Exercise description → Find each line with "React" and copy it.

Data section →
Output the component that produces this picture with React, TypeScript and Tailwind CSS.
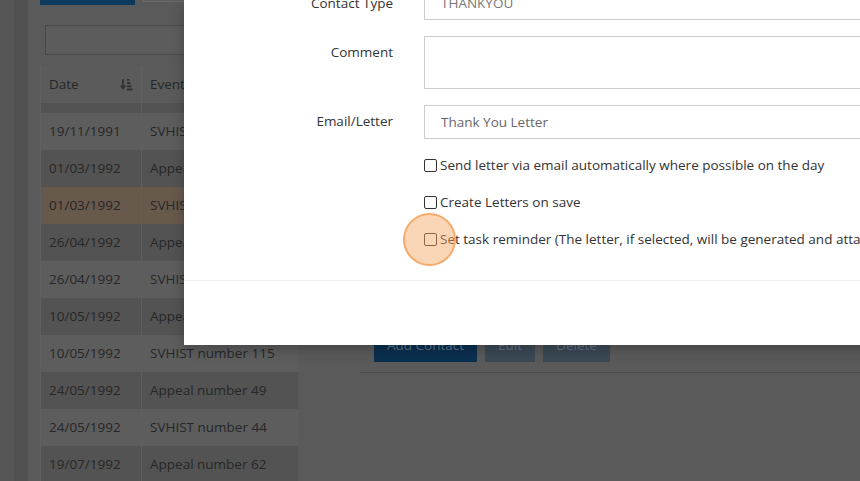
import React from "react";

const rows = [
  { date: "19/11/1991", event: "SVHIST number 12" },
  { date: "01/03/1992", event: "Appeal number 21" },
  { date: "01/03/1992", event: "SVHIST number 30", active: true },
  { date: "26/04/1992", event: "Appeal number 37" },
  { date: "26/04/1992", event: "SVHIST number 98" },
  { date: "10/05/1992", event: "Appeal number 41" },
  { date: "10/05/1992", event: "SVHIST number 115" },
  { date: "24/05/1992", event: "Appeal number 49" },
  { date: "24/05/1992", event: "SVHIST number 44" },
  { date: "19/07/1992", event: "Appeal number 62" },
];

function SortIcon() {
  return (
    <svg width="13" height="13" viewBox="0 0 13 13" className="text-[#2f2f2f]">
      <path d="M3 1v9M0.8 7.6 3 10.5 5.2 7.6" stroke="currentColor" strokeWidth="1.6" fill="none" />
      <rect x="7" y="1" width="2.5" height="1.8" fill="currentColor" />
      <rect x="7" y="4.2" width="3.5" height="1.8" fill="currentColor" />
      <rect x="7" y="7.4" width="4.5" height="1.8" fill="currentColor" />
      <rect x="7" y="10.6" width="5.5" height="1.8" fill="currentColor" />
    </svg>
  );
}

function Check({ label }: { label: string }) {
  return (
    <label className="flex h-[20px] items-center text-[13.5px] text-[#333] whitespace-nowrap">
      <span className="mr-[3px] h-[13px] w-[13px] shrink-0 rounded-[2px] border border-[#333] bg-white" />
      {label}
    </label>
  );
}

export default function App() {
  return (
    <div
      className="relative h-[481px] w-[860px] overflow-hidden bg-[#5a5a5a]"
      style={{ fontFamily: '"Open Sans", "Noto Sans", sans-serif' }}
    >
      <div className="flex h-full">
        <div className="flex h-full w-[28px] shrink-0">
          <div className="w-[14px] bg-[#565656]" />
          <div className="w-[14px] bg-[#505050]" />
        </div>

        <div className="flex flex-1 pl-[12px]">
          {/* list column */}
          <div className="w-[258px] shrink-0">
            <div className="-mt-[29px] flex h-[34px] gap-[8px]">
              <div className="h-[34px] w-[95px] bg-[#0b3a5e]" />
              <div className="h-[31px] w-[60px] border border-[#6a6a6a] bg-[#5d5d5d]" />
            </div>
            <div className="ml-[5px] mt-[20px] h-[30px] border border-[#484848] bg-[#5c5c5c]" />
            <div className="mt-[11px] border-l border-[#606060] text-[13.5px] text-[#272727]">
              <div className="flex h-[37px] bg-[#5b5b5b]">
                <div className="flex w-[101px] items-center justify-between border-r border-[#616161] pl-[8px] pr-[8px]">
                  <span>Date</span>
                  <SortIcon />
                </div>
                <div className="flex flex-1 items-center pl-[8px]">Event</div>
              </div>
              <div className="flex h-[10px] bg-[#535353]">
                <div className="w-[101px] border-r border-[#5c5c5c]" />
              </div>
              {rows.map((r, i) => (
                <div
                  key={i}
                  className={
                    "flex h-[37px] " +
                    (r.active ? "bg-[#67594c]" : i % 2 === 0 ? "bg-[#5d5d5d]" : "bg-[#535353]")
                  }
                >
                  <div className="flex w-[101px] items-center border-r border-[#5f5f5f] pl-[8px]">{r.date}</div>
                  <div className="flex flex-1 items-center pl-[8px] whitespace-nowrap">{r.event}</div>
                </div>
              ))}
            </div>
          </div>

          {/* detail column */}
          <div className="ml-[62px] flex-1">
            <div className="mt-[328px] flex gap-[8px] pl-[14px] text-[13.5px]">
              <div className="flex h-[34px] w-[103px] items-center justify-center bg-[#0b2f4f] text-[#5f7487]">Add Contact</div>
              <div className="flex h-[34px] w-[50px] items-center justify-center bg-[#3b4956] text-[#65727f]">Edit</div>
              <div className="flex h-[34px] w-[67px] items-center justify-center bg-[#3b4956] text-[#65727f]">Delete</div>
            </div>
            <div className="mt-[10px] border-t border-[#4d4d4d]" />
          </div>
        </div>
      </div>

      {/* modal */}
      <div className="absolute left-[184px] top-0 h-[345px] w-[720px] bg-white shadow-[0_4px_12px_rgba(0,0,0,0.25)]">
        <div className="-mt-[14px] flex flex-col gap-[16px] text-[13.5px] text-[#333]">
          <div className="flex">
            <div className="w-[209px] pt-[7px] text-right leading-[20px]">Contact Type</div>
            <div className="ml-[31px] flex h-[34px] flex-1 items-center border border-[#ccc] pl-[16px] text-[#777]">THANKYOU</div>
          </div>
          <div className="flex">
            <div className="w-[209px] pt-[6px] text-right leading-[20px]">Comment</div>
            <div className="ml-[31px] h-[53px] flex-1 border border-[#ccc]" />
          </div>
          <div className="flex">
            <div className="w-[209px] pt-[6px] text-right leading-[20px]">Email/Letter</div>
            <div className="ml-[31px] flex h-[34px] flex-1 items-center border border-[#ccc] pl-[16px] text-[#666]">Thank You Letter</div>
          </div>
        </div>
        <div className="ml-[240px] mt-[16px] flex flex-col gap-[17px]">
          <Check label="Send letter via email automatically where possible on the day" />
          <Check label="Create Letters on save" />
          <Check label="Set task reminder (The letter, if selected, will be generated and attached to the task)" />
        </div>
        <div className="mt-[31px] border-t border-[#eee]" />
      </div>

      {/* click highlight */}
      <div className="pointer-events-none absolute left-[403px] top-[213px] h-[53px] w-[53px] rounded-full border-2 border-[#f4a05a]/80 bg-[#f7a55e]/45" />
    </div>
  );
}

Task solution →
Output the component that produces this picture with React, TypeScript and Tailwind CSS.
import React from "react";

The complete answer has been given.